C’è stata una valanga di fango limaccioso, ingiusto e a volte anche becero, su chi in questi anni ha cercato di trasformare il mare Mediterraneo, il mare dei fantasmi, in un porto sicuro per tanti disperati; c’è stato un crescendo di polemiche verso chi accoglie; c’è stato un silenzio assordante di fronte alle tragedie dell’Africa, ai drammi dell’America Latina, a chi in India continua a morire, solo, per strada a vent’anni dall’addio a Madre Teresa di Calcutta.

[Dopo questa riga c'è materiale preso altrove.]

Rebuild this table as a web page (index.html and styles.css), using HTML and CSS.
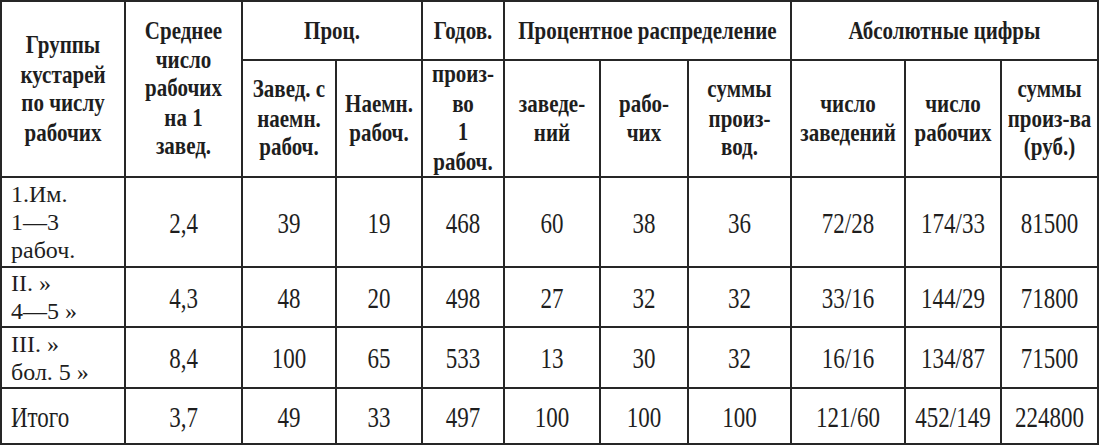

Ora basta: costruiamo la fine di questo mondo ingiusto e crudele. Basta poco. La città ideale non esiste, ma un piccolo gesto può essere l’inizio di una vera condivisione. Se vogliamo ritrovare il sorriso liberatorio, se cerchiamo di camminare seguendo quella croce che sale verticalmente e si incrocia orizzontalmente con le nostre emozioni, riprendiamo la vecchia, insuperata abitudine dei viandanti che all’alba, di notte, al tramonto incontrando “un altro” salutavano. Certo con questo non si risolvono i problemi, ma è il primo passo. La solidarietà nasce così e così cresce l’umanità: nei cortili dei condomini come sul fronte di guerra, nei porti come alle frontiere, nella reciprocità di un abbraccio: di profughi, di disperati, di familiari, di disoccupati, di persone che cercano speranza, come noi. Persone che seminano serenità, non veleni, bombe e morte.